My expectation is that more cosmopolitan areas would be even better. Now, my father experienced anti-Semitism in backwoods Florida in the 1970's, but only a really small bit of it, and my Grandparents did, more than my father. But does that have a real impact on their politics today? From my vantage point a) the relevant communities don't perceive things this this way, and so b) isn't an issue.

Then again — my relevant communities are not yours. I have not yet combed your past writings on this issue — maybe I should!

Also, I agree with you on your last point, about how strong families being unique to small towns is off-putting. On one hand, I think "small town values" is a turn of phrase, and that she's not actually trying to fight the urbanites. But it certainly comes off that way.

Phoebe said...

"But are these things all that rampant today?"

It's hard to say.

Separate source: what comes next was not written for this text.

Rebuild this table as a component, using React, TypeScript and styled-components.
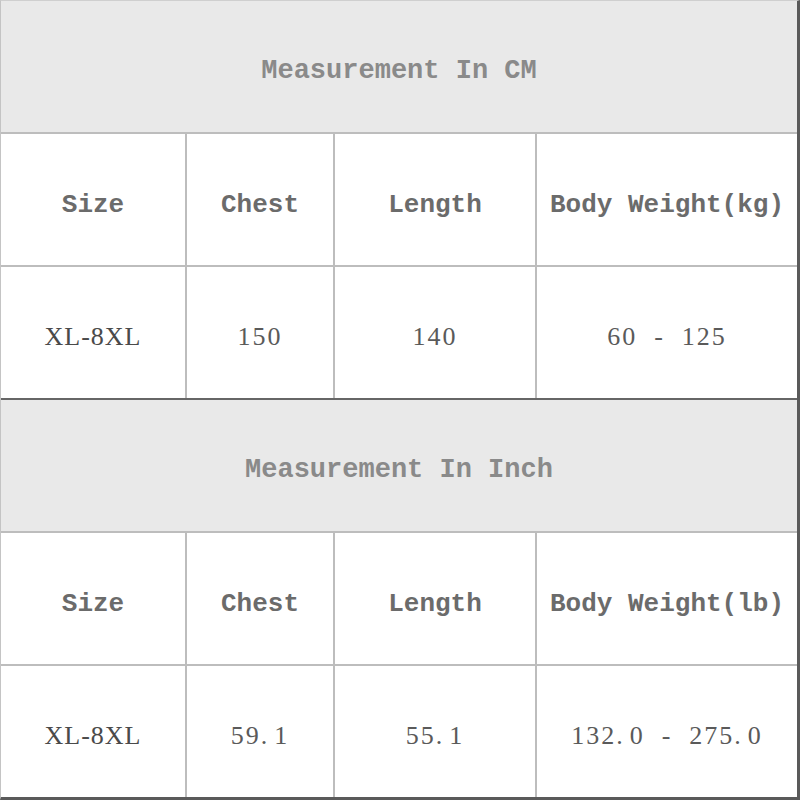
import React from 'react'
import styled, { createGlobalStyle } from 'styled-components'

interface SizeTable {
  title: string
  weightLabel: string
  chest: string
  length: string
  weight: string
}

const tables: SizeTable[] = [
  { title: 'Measurement In CM', weightLabel: 'Body Weight(kg)', chest: '150', length: '140', weight: '60 - 125' },
  { title: 'Measurement In Inch', weightLabel: 'Body Weight(lb)', chest: '59.1', length: '55.1', weight: '132.0 - 275.0' },
]

const GlobalStyle = createGlobalStyle`
  body {
    margin: 0;
    background: #ffffff;
  }
`

const Frame = styled.div`
  width: 800px;
  height: 800px;
  box-sizing: border-box;
  border-top: 1px solid #cfcfcf;
  border-left: 1px solid #c4c4c4;
  border-right: 3px solid #5a5a5a;
  border-bottom: 3px solid #5a5a5a;
  display: flex;
  flex-direction: column;
  gap: 2px;
  background: #666666;
`

const Section = styled.div`
  display: grid;
  grid-template-columns: 184px 146px 200px 1fr;
  grid-template-rows: repeat(3, 131px);
  gap: 2px;
  background: #bdbdbd;
`

const TitleCell = styled.div`
  grid-column: 1 / -1;
  background: #e9e9e9;
  display: flex;
  align-items: center;
  justify-content: center;
  padding-top: 8px;
  font-family: 'Liberation Mono', 'DejaVu Sans Mono', monospace;
  font-weight: bold;
  font-size: 27px;
  color: #8a8a8a;
`

const Cell = styled.div<{ $label?: boolean }>`
  background: #ffffff;
  display: flex;
  align-items: center;
  justify-content: center;
  white-space: pre;
  font-family: ${p => (p.$label ? "'Liberation Mono', monospace" : "'Liberation Serif', serif")};
  font-weight: ${p => (p.$label ? 'bold' : 'normal')};
  font-size: 26px;
  letter-spacing: ${p => (p.$label ? '0' : '2px')};
  color: ${p => (p.$label ? '#6b6b6b' : '#5a5a5a')};
  padding-top: ${p => (p.$label ? '10px' : '8px')};
`

const SizeName = styled.span`
  letter-spacing: 1px;
  color: #4a4a4a;
`

const Dot = styled.span`
  margin-right: 5px;
`

// the source font sets the decimal point wide, so pad it
function Value({ text }: { text: string }) {
  const parts = text.replace(' - ', '  -  ').split('.')
  return (
    <>
      {parts.map((p, i) => (
        <React.Fragment key={i}>
          {p}
          {i < parts.length - 1 && <Dot>.</Dot>}
        </React.Fragment>
      ))}
    </>
  )
}

function SizeSection({ table }: { table: SizeTable }) {
  return (
    <Section>
      <TitleCell>{table.title}</TitleCell>
      <Cell $label>Size</Cell>
      <Cell $label>Chest</Cell>
      <Cell $label>Length</Cell>
      <Cell $label>{table.weightLabel}</Cell>
      <Cell><SizeName>XL-8XL</SizeName></Cell>
      <Cell><Value text={table.chest} /></Cell>
      <Cell><Value text={table.length} /></Cell>
      <Cell><Value text={table.weight} /></Cell>
    </Section>
  )
}

export default function App() {
  return (
    <>
      <GlobalStyle />
      <Frame>
        {tables.map(t => (
          <SizeSection key={t.title} table={t} />
        ))}
      </Frame>
    </>
  )
}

But for gays, along with Jews of an earlier generation (i.e. the much-maligned Florida elderly), I'd imagine much of the small-town-values rhetoric comes off as coded language. For those not tuned into the history of anti-cosmopolitanism equaling anti-Semitism, obviously there's no feeling of being discriminated against as a Jew when a politician speaks odes to life working the land.

Here's a way to look at it. If someone black, unfamiliar with the history of 'articulate,' hears Obama referred to as such, this person will not think he heard a racist remark.

But overall, it's fair to say that the charming mix of populism, anti-cosmopolitanism, and anti-Semitism that sit where extreme-right and extreme-left converge has been more of an issue in Europe than in the States. This explains why American Jews will not be terribly frightened, as Jews, of Sarah Palin. As Americans is another story.